> **TASK DETAILS**
Leave out any pictures and transcribe all other data below exactly.
━━━━━ DATA SHOWN
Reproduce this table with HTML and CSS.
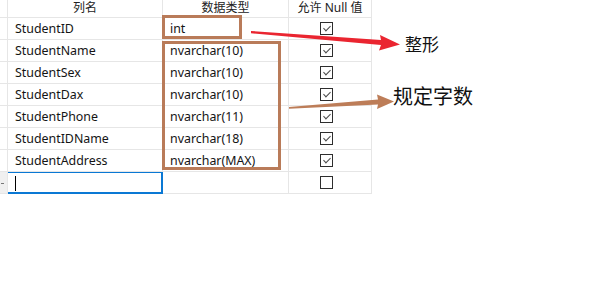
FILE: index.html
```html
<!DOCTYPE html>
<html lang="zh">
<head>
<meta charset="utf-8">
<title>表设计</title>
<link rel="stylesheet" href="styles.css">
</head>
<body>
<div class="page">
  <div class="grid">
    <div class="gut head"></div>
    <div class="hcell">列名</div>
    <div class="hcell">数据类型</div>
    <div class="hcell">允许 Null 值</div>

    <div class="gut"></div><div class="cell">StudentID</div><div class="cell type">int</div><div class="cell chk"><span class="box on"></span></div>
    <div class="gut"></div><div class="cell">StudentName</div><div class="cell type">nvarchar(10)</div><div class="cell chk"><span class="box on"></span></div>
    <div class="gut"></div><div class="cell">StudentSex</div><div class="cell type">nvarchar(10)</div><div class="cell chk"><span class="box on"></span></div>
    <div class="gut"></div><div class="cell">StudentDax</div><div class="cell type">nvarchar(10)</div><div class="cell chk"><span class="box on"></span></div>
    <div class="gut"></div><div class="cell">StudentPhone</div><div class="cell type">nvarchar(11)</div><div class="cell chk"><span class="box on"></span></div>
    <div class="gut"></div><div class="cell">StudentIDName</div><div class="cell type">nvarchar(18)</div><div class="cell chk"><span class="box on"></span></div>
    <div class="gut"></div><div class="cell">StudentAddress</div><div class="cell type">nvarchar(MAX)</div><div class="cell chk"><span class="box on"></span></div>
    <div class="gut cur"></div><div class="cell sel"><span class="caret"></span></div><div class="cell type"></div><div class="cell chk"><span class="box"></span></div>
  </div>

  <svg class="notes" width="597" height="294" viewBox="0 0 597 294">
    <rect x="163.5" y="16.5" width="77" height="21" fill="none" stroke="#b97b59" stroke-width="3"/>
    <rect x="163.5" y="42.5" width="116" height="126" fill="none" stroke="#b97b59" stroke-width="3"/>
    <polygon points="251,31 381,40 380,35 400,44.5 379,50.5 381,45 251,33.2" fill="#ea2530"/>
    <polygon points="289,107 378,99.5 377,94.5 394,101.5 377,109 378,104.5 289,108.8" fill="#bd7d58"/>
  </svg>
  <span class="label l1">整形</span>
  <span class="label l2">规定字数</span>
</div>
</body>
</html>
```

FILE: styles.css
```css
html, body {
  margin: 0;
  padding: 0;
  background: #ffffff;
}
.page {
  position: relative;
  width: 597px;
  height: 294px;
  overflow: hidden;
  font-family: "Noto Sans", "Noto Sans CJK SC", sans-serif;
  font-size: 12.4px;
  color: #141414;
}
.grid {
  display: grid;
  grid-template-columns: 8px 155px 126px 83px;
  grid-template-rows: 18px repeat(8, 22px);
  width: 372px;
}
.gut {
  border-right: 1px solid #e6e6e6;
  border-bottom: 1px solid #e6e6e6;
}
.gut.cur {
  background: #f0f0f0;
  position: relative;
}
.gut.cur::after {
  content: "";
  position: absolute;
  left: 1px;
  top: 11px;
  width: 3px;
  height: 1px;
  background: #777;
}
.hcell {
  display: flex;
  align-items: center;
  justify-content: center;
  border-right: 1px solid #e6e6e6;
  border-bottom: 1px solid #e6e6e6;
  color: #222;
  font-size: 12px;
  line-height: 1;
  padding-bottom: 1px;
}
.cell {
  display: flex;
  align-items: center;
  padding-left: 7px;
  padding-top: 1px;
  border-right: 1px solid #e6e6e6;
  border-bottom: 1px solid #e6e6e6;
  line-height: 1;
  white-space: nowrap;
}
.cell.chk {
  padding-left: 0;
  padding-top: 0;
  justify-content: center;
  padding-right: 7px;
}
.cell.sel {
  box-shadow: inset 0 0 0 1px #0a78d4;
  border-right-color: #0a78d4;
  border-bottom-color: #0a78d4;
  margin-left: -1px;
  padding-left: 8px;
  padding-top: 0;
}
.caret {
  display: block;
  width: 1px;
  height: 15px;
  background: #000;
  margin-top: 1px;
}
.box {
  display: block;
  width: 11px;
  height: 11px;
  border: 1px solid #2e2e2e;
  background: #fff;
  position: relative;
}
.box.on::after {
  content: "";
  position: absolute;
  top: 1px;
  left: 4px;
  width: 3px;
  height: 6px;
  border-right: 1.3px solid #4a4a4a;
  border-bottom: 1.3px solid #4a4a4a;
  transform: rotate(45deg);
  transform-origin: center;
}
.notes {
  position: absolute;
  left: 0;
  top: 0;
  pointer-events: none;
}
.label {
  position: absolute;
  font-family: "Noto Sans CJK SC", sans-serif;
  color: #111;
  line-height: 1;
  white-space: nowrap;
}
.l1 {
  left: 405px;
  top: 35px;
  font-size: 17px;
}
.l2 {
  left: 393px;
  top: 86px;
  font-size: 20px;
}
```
━━━━━━━━━━
> **SOLUTION TO THIS TASK**
Reproduce this table with HTML and CSS.
FILE: index.html
```html
<!DOCTYPE html>
<html lang="zh">
<head>
<meta charset="utf-8">
<title>表设计</title>
<link rel="stylesheet" href="styles.css">
</head>
<body>
<div class="page">
  <div class="grid">
    <div class="gut head"></div>
    <div class="hcell">列名</div>
    <div class="hcell">数据类型</div>
    <div class="hcell">允许 Null 值</div>

    <div class="gut"></div><div class="cell">StudentID</div><div class="cell type">int</div><div class="cell chk"><span class="box on"></span></div>
    <div class="gut"></div><div class="cell">StudentName</div><div class="cell type">nvarchar(10)</div><div class="cell chk"><span class="box on"></span></div>
    <div class="gut"></div><div class="cell">StudentSex</div><div class="cell type">nvarchar(10)</div><div class="cell chk"><span class="box on"></span></div>
    <div class="gut"></div><div class="cell">StudentDax</div><div class="cell type">nvarchar(10)</div><div class="cell chk"><span class="box on"></span></div>
    <div class="gut"></div><div class="cell">StudentPhone</div><div class="cell type">nvarchar(11)</div><div class="cell chk"><span class="box on"></span></div>
    <div class="gut"></div><div class="cell">StudentIDName</div><div class="cell type">nvarchar(18)</div><div class="cell chk"><span class="box on"></span></div>
    <div class="gut"></div><div class="cell">StudentAddress</div><div class="cell type">nvarchar(MAX)</div><div class="cell chk"><span class="box on"></span></div>
    <div class="gut cur"></div><div class="cell sel"><span class="caret"></span></div><div class="cell type"></div><div class="cell chk"><span class="box"></span></div>
  </div>

  <svg class="notes" width="597" height="294" viewBox="0 0 597 294">
    <rect x="163.5" y="16.5" width="77" height="21" fill="none" stroke="#b97b59" stroke-width="3"/>
    <rect x="163.5" y="42.5" width="116" height="126" fill="none" stroke="#b97b59" stroke-width="3"/>
    <polygon points="251,31 381,40 380,35 400,44.5 379,50.5 381,45 251,33.2" fill="#ea2530"/>
    <polygon points="289,107 378,99.5 377,94.5 394,101.5 377,109 378,104.5 289,108.8" fill="#bd7d58"/>
  </svg>
  <span class="label l1">整形</span>
  <span class="label l2">规定字数</span>
</div>
</body>
</html>
```

FILE: styles.css
```css
html, body {
  margin: 0;
  padding: 0;
  background: #ffffff;
}
.page {
  position: relative;
  width: 597px;
  height: 294px;
  overflow: hidden;
  font-family: "Noto Sans", "Noto Sans CJK SC", sans-serif;
  font-size: 12.4px;
  color: #141414;
}
.grid {
  display: grid;
  grid-template-columns: 8px 155px 126px 83px;
  grid-template-rows: 18px repeat(8, 22px);
  width: 372px;
}
.gut {
  border-right: 1px solid #e6e6e6;
  border-bottom: 1px solid #e6e6e6;
}
.gut.cur {
  background: #f0f0f0;
  position: relative;
}
.gut.cur::after {
  content: "";
  position: absolute;
  left: 1px;
  top: 11px;
  width: 3px;
  height: 1px;
  background: #777;
}
.hcell {
  display: flex;
  align-items: center;
  justify-content: center;
  border-right: 1px solid #e6e6e6;
  border-bottom: 1px solid #e6e6e6;
  color: #222;
  font-size: 12px;
  line-height: 1;
  padding-bottom: 1px;
}
.cell {
  display: flex;
  align-items: center;
  padding-left: 7px;
  padding-top: 1px;
  border-right: 1px solid #e6e6e6;
  border-bottom: 1px solid #e6e6e6;
  line-height: 1;
  white-space: nowrap;
}
.cell.chk {
  padding-left: 0;
  padding-top: 0;
  justify-content: center;
  padding-right: 7px;
}
.cell.sel {
  box-shadow: inset 0 0 0 1px #0a78d4;
  border-right-color: #0a78d4;
  border-bottom-color: #0a78d4;
  margin-left: -1px;
  padding-left: 8px;
  padding-top: 0;
}
.caret {
  display: block;
  width: 1px;
  height: 15px;
  background: #000;
  margin-top: 1px;
}
.box {
  display: block;
  width: 11px;
  height: 11px;
  border: 1px solid #2e2e2e;
  background: #fff;
  position: relative;
}
.box.on::after {
  content: "";
  position: absolute;
  top: 1px;
  left: 4px;
  width: 3px;
  height: 6px;
  border-right: 1.3px solid #4a4a4a;
  border-bottom: 1.3px solid #4a4a4a;
  transform: rotate(45deg);
  transform-origin: center;
}
.notes {
  position: absolute;
  left: 0;
  top: 0;
  pointer-events: none;
}
.label {
  position: absolute;
  font-family: "Noto Sans CJK SC", sans-serif;
  color: #111;
  line-height: 1;
  white-space: nowrap;
}
.l1 {
  left: 405px;
  top: 35px;
  font-size: 17px;
}
.l2 {
  left: 393px;
  top: 86px;
  font-size: 20px;
}
```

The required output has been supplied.